Avevo già avuto il piacere di conoscere Davide Longo, prima di cimentarmi in "Così giocano le bestie giovani".
Per questo motivo ero curiosa di leggerlo. Perché con "L'uomo verticale" mi aveva stesa. Mi aveva lasciata inaspettatamente senza parole; era riuscito a tirar fuori una storia distopica, sorprendente ed originale.
Non era facile mantenere il livello così alto, e in effetti questa volta non ho avuto la stessa reazione.
Il suo talento non si discute, raffinato e accurato, ma la storia, seppur per certi versi interessante, non mi ha particolarmente colpita.

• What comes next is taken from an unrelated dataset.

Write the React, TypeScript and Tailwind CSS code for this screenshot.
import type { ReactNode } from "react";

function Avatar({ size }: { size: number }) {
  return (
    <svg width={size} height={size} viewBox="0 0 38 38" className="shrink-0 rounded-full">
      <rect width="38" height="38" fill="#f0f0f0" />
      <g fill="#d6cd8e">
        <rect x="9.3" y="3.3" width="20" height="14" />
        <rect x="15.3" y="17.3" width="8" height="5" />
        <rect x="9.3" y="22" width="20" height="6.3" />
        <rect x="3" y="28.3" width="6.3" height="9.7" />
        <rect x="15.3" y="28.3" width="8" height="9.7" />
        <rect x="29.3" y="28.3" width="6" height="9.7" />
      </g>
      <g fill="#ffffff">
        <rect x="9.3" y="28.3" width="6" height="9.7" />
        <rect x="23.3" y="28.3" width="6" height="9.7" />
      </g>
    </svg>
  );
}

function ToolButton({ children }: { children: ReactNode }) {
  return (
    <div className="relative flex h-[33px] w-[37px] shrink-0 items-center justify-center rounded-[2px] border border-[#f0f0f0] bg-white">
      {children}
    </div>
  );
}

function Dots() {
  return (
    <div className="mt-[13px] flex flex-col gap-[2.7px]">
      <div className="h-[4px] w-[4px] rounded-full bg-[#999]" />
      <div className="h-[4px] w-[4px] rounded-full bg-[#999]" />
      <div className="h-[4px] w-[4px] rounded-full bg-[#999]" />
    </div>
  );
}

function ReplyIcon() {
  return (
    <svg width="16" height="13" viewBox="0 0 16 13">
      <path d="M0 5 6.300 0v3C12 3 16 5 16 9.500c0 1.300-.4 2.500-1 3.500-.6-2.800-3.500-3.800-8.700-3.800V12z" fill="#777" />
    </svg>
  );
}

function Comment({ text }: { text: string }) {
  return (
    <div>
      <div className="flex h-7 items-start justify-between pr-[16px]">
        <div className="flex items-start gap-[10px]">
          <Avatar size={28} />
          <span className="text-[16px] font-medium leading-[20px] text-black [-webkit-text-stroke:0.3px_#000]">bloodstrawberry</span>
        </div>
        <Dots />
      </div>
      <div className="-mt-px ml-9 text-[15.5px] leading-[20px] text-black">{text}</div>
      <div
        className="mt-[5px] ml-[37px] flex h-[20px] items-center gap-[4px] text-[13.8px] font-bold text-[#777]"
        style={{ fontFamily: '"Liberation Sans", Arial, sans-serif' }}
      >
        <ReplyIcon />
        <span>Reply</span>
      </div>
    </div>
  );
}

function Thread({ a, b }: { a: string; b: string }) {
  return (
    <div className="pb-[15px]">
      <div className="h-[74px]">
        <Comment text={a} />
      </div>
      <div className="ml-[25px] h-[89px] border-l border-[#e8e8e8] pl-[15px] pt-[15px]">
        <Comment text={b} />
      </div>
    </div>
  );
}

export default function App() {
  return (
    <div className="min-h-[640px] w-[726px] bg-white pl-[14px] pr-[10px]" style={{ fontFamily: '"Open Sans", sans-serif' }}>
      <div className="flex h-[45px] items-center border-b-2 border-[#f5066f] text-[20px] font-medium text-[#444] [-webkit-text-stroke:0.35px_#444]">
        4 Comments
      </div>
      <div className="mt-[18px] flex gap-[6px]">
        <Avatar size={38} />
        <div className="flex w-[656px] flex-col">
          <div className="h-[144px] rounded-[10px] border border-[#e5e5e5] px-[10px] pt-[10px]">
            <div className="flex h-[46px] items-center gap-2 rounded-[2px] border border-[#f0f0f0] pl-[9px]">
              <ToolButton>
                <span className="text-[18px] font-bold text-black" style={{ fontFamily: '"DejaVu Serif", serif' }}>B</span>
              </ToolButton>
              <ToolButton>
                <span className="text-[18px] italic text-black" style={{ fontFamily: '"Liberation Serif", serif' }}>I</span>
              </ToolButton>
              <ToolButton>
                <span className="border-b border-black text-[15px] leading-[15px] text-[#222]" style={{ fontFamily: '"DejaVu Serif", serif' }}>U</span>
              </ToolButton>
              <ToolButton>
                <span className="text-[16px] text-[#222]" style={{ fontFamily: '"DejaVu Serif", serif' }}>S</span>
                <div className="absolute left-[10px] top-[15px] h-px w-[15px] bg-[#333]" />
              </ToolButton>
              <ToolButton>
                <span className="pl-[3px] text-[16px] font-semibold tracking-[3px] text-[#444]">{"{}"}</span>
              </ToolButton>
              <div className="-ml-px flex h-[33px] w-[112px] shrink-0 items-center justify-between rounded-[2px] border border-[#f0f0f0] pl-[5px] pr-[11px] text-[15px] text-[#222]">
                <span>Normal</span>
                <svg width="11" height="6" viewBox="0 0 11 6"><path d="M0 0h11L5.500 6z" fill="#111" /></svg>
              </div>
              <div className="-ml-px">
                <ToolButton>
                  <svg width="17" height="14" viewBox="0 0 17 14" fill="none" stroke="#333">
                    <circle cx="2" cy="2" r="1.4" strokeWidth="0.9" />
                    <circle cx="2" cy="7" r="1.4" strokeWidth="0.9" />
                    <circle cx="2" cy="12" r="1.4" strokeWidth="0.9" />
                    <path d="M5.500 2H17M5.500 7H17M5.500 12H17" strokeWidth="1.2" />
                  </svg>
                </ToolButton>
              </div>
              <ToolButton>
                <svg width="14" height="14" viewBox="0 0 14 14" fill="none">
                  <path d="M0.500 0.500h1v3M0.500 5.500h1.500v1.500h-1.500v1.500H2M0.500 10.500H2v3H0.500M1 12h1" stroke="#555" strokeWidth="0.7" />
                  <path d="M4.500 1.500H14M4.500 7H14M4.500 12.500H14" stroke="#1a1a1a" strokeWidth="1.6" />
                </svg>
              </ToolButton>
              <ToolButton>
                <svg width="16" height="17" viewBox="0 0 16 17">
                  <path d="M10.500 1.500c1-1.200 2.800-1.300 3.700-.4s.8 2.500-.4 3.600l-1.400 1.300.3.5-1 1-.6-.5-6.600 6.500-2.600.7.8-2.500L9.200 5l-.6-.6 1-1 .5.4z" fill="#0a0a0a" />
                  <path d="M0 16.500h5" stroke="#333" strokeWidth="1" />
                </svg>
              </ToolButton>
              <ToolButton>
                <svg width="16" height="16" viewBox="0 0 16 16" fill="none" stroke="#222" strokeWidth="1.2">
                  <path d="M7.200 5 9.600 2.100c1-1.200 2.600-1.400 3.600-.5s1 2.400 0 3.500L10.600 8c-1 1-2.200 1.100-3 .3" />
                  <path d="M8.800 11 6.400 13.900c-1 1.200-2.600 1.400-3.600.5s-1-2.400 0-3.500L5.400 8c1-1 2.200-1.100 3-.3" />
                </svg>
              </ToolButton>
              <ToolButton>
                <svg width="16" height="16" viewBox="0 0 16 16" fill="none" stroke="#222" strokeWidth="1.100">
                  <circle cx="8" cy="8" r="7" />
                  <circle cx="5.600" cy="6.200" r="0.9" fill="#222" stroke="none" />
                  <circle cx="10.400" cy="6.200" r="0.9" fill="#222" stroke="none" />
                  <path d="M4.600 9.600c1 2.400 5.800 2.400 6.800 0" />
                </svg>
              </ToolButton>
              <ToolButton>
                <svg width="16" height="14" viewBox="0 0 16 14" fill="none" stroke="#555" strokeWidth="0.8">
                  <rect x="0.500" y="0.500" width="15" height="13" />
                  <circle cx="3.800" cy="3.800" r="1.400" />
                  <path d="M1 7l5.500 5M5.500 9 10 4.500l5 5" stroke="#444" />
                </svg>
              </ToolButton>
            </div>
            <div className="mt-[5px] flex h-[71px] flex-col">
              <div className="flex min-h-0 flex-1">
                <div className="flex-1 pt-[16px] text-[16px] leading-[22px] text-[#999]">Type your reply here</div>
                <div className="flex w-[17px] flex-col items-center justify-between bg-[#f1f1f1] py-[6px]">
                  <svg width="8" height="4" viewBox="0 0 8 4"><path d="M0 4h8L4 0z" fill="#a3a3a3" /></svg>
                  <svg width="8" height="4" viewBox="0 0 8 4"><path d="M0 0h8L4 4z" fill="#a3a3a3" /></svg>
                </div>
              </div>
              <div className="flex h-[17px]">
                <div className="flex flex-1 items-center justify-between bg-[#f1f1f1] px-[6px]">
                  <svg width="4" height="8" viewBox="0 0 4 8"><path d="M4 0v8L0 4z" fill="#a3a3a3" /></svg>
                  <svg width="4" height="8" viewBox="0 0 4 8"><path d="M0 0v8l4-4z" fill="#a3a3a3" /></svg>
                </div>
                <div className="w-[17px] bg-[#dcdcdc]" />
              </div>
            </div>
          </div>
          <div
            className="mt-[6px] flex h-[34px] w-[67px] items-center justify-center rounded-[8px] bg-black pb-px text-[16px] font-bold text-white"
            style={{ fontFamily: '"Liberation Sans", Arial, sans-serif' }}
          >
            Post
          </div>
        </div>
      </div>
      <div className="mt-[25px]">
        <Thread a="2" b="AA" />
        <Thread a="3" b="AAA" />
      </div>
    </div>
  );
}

Siamo nel 2008, quando nella periferia torinese vengono trovati resti umani durante gli scavi per costruire una linea ferroviaria. Si pensa subito si tratti di cadaveri risalenti la Seconda Guerra Mondiale ma il commissario Arcadipane, che inizialmente seguirà le indagini, grazie alla collaborazione con il suo ex capo, il commissario Bramard, troverà indizi contrastanti.
Le indagini quindi porteranno ad una altra pista, legata ad un omicidio di matrice politica, avvenuta nei primi anni settanta.
All'interno di questi eventi, nei quali si sviluppa una trama noir, Longo descrive i suoi personaggi, con le loro storie, le loro fragilità e debolezze e nella quale trovo la parte migliore del libro: il percorso di Arcadipane, alle prese con una famiglia che lo ignora, un matrimonio in crisi, due figli adolescenti e i ritmi frenetici del lavoro, e con l'unica compagnia di un cane zoppo (Trepet). Fantastiche le pagine dedicate alle sue sedute con una psicoterapeuta imprevedibile quanto strana, che cercherà, con metodi poco ortodossi, di aiutarlo a superare le sue difficoltà.
Oppure quello dell'ex capo Bramard, rifugiatosi in un piccolo eremo per cercare di dimenticare la morte dell'amata moglie.
Si tratta, come detto, di un noir, quindi non proprio un genere che mi appassiona, ed effettivamente le pagine che mi sono davvero piaciute sono quelle più intimiste, quelle relative alle indagini sì, ma dei personaggi e della loro quotidianità, fatta di problemi ma anche di una leggera ironia che non stona affatto.
Un dubbio, per finire, Il libro è pieno zeppo di errori grammaticali; nello specifico di errori nell'uso dei congiuntivi. Non posso pensare né che Longo non ne sappia fare uso (ricordo che è insegnante di scrittura presso la Scuola Holden di Torino) né che la Feltrinelli non abbia editor in grado di cogliere questi errori banali. Sono quindi piuttosto basita difronte a questo strano caso. Non so darmi una spiegazione, in ogni caso la cosa è disturbante. Peccato.
Longo comunque non mi disturba affatto e nonostante non sia stato un romanzo che ha lasciato il segno, leggerò senz'altro i suoi prossimi romanzi, con curiosità, perché una cosa è sicura, non sono mai banali.